Task statement
Gather every line holding the string "React".
● ● ●
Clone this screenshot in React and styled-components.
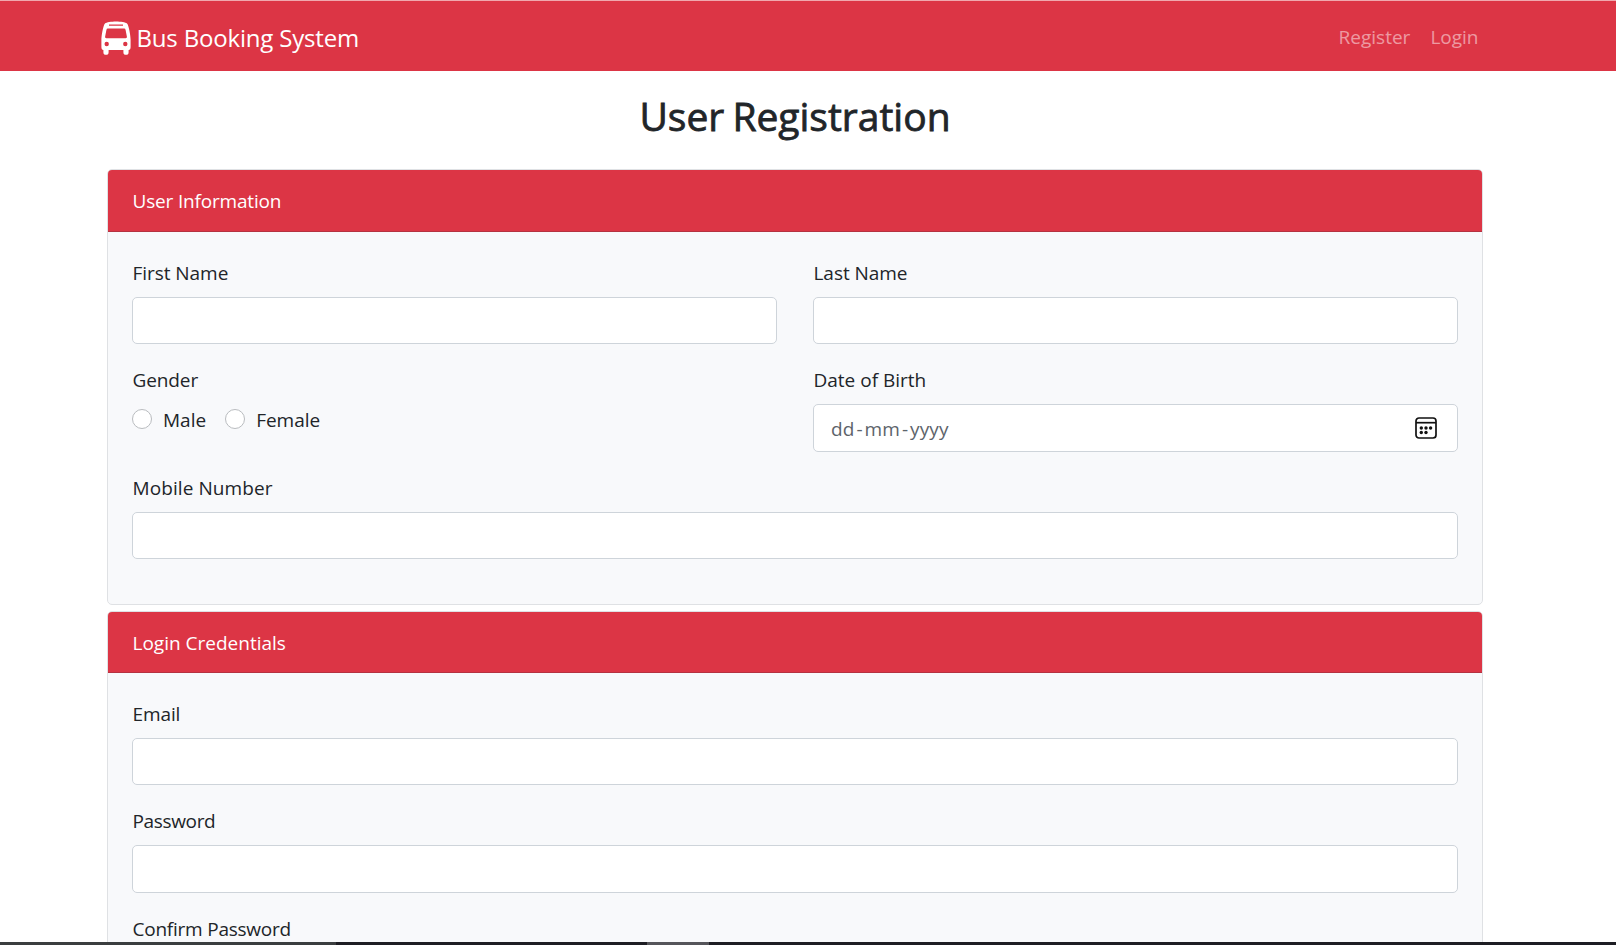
import React from "react";
import styled, { createGlobalStyle } from "styled-components";

const Global = createGlobalStyle`
  *, *::before, *::after { box-sizing: border-box; }
  html, body { margin: 0; height: 945px; overflow: hidden; background: #fff; }
  body { font-family: "Segoe UI", "Open Sans", "Noto Sans", sans-serif; font-size: 19px; color: #212529; line-height: 30px; }
`;

const Page = styled.div`
  height: 945px;
  display: flex;
  flex-direction: column;
  overflow: hidden;
`;

const Navbar = styled.nav`
  flex: none;
  height: 71px;
  display: flex;
  justify-content: space-between;
  align-items: center;
  padding: 3px 137.5px 0 100.5px;
  background: #dc3545;
  border-top: 1px solid #f0a8ae;
`;

const Brand = styled.a`
  display: flex;
  align-items: center;
  gap: 6px;
  color: #fff;
  font-size: 24px;
`;

const Links = styled.div`
  display: flex;
  gap: 20px;
  padding-bottom: 2px;
  color: rgba(255, 255, 255, 0.5);
`;

const Text = styled.span`
  white-space: nowrap;
  letter-spacing: ${(p) => p.$track || 0}px;
`;

const Main = styled.main`
  flex: 1;
  min-height: 0;
  overflow: hidden;
  width: 1376px;
  margin-left: 107px;
  display: flex;
  flex-direction: column;
`;

const Title = styled.h1`
  flex: none;
  margin: 21px 0 29px;
  height: 48px;
  line-height: 48px;
  font-size: 39px;
  font-weight: 500;
  text-align: center;
  word-spacing: -2px;
  -webkit-text-stroke: 0.8px #212529;
`;

const Card = styled.section`
  flex: none;
  height: ${(p) => p.$height}px;
  margin-bottom: 6px;
  border: 1px solid #dfe1e4;
  border-radius: 5px;
  background: #f8f9fb;
  overflow: hidden;
`;

const CardHeader = styled.header`
  height: ${(p) => p.$height}px;
  padding: 16px 24.5px 0;
  color: #fff;
  background: #dc3545;
  border-bottom: 1px solid #b53241;
`;

const CardBody = styled.div`
  padding: 26px 24px 0;
  display: grid;
  grid-template-columns: 1fr 1fr;
  column-gap: 36px;
  row-gap: 20px;
`;

const Field = styled.div`
  grid-column: ${(p) => (p.$wide ? "1 / -1" : "auto")};
  height: ${(p) => p.$height}px;
  display: flex;
  flex-direction: column;
`;

const Label = styled.label`
  flex: none;
  height: 30px;
  margin-bottom: 9px;
  padding-left: 0.5px;
`;

const Control = styled.div`
  height: ${(p) => p.$height}px;
  display: flex;
  align-items: center;
  justify-content: space-between;
  padding: 0 20px 0 17px;
  color: #5d646b;
  background: #fff;
  border: 1px solid #ced4da;
  border-radius: 5px;
`;

const DateHint = styled.span`
  display: flex;
  gap: 2px;
  padding-top: 2px;
`;

const Radios = styled.div`
  display: flex;
  gap: 19px;
`;

const RadioOption = styled.label`
  display: flex;
  gap: 11px;
  line-height: 32px;
`;

const Radio = styled.input`
  appearance: none;
  width: 20px;
  height: 20px;
  margin: 5px 0 0;
  background: #fff;
  border: 1px solid #b9bcbf;
  border-radius: 50%;
`;

const Taskbar = styled.footer`
  flex: none;
  height: 3px;
  display: flex;
  background: #1d1d23;
`;

const Task = styled.div`
  width: ${(p) => p.$width}px;
  background: ${(p) => p.$color};
`;

const BusIcon = () => (
  <svg width="30" height="34" viewBox="0 0 30 34">
    <path
      fill="#fff"
      fillRule="evenodd"
      d="M4 2.6C7 -.2 23 -.2 26 2.6C28 4.4 29.6 16 29.6 19V26Q29.6 29 27.6 29V31.2A2.5 2.5 0 0 1 22.4 31.2V29H7.6V31.2A2.5 2.5 0 0 1 2.4 31.2V29Q.4 29 .4 26V19C.4 16 2 4.4 4 2.6ZM8 3.4V4.8H22V3.4ZM6.8 7.6Q5.7 7.6 5.4 9L4.1 15.8Q4 17.3 5.5 17.3H24.5Q26 17.3 25.9 15.8L24.6 9Q24.3 7.6 23.2 7.6ZM5.7 20.8A2.2 2.2 0 1 0 5.7 25.2A2.2 2.2 0 1 0 5.7 20.8ZM24.3 20.8A2.2 2.2 0 1 0 24.3 25.2A2.2 2.2 0 1 0 24.3 20.8Z"
    />
  </svg>
);

const CalendarIcon = () => (
  <svg width="22" height="22" viewBox="0 0 22 22" fill="none" stroke="#111" strokeWidth="1.7">
    <rect x="1" y="1" width="20" height="20" rx="3" />
    <path d="M1 5.7H21" />
    <g fill="#111" stroke="none">
      <circle cx="6.3" cy="11" r="1.7" />
      <circle cx="11" cy="11" r="1.7" />
      <circle cx="15.6" cy="11" r="1.7" />
      <circle cx="6.3" cy="15.5" r="1.7" />
      <circle cx="11" cy="15.5" r="1.7" />
    </g>
  </svg>
);

const TextField = ({ label, track, wide, tall, children }) => (
  <Field $wide={wide} $height={tall ? 88 : 87}>
    <Label><Text $track={track}>{label}</Text></Label>
    <Control $height={tall ? 48 : 47}>{children}</Control>
  </Field>
);

export default function App() {
  return (
    <Page>
      <Global />
      <Navbar>
        <Brand><BusIcon /><Text $track={-0.18}>Bus Booking System</Text></Brand>
        <Links><Text>Register</Text><Text>Login</Text></Links>
      </Navbar>
      <Main>
        <Title>User Registration</Title>
        <Card $height={436}>
          <CardHeader $height={62}><Text $track={-0.18}>User Information</Text></CardHeader>
          <CardBody>
            <TextField label="First Name" track={-0.05} />
            <TextField label="Last Name" track={-0.05} />
            <Field $height={88}>
              <Label><Text $track={-0.1}>Gender</Text></Label>
              <Radios>
                <RadioOption><Radio type="radio" name="gender" /><Text>Male</Text></RadioOption>
                <RadioOption><Radio type="radio" name="gender" /><Text>Female</Text></RadioOption>
              </Radios>
            </Field>
            <TextField label="Date of Birth" tall>
              <DateHint>
                <Text $track={0.1}>dd</Text><Text>-</Text><Text $track={0.1}>mm</Text><Text>-</Text><Text $track={0.1}>yyyy</Text>
              </DateHint>
              <CalendarIcon />
            </TextField>
            <TextField label="Mobile Number" track={0.08} wide />
          </CardBody>
        </Card>
        <Card $height={480}>
          <CardHeader $height={61}><Text>Login Credentials</Text></CardHeader>
          <CardBody>
            <TextField label="Email" track={-0.1} wide />
            <TextField label="Password" track={-0.35} wide tall />
            <TextField label="Confirm Password" track={-0.23} wide />
          </CardBody>
        </Card>
      </Main>
      <Taskbar>
        <Task $width={336} $color="#3b3e3f" />
        <Task $width={311} $color="#1d1d23" />
        <Task $width={62} $color="#55555a" />
      </Taskbar>
    </Page>
  );
}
● ● ●
Expected answer
Clone this screenshot in React and styled-components.
import React from "react";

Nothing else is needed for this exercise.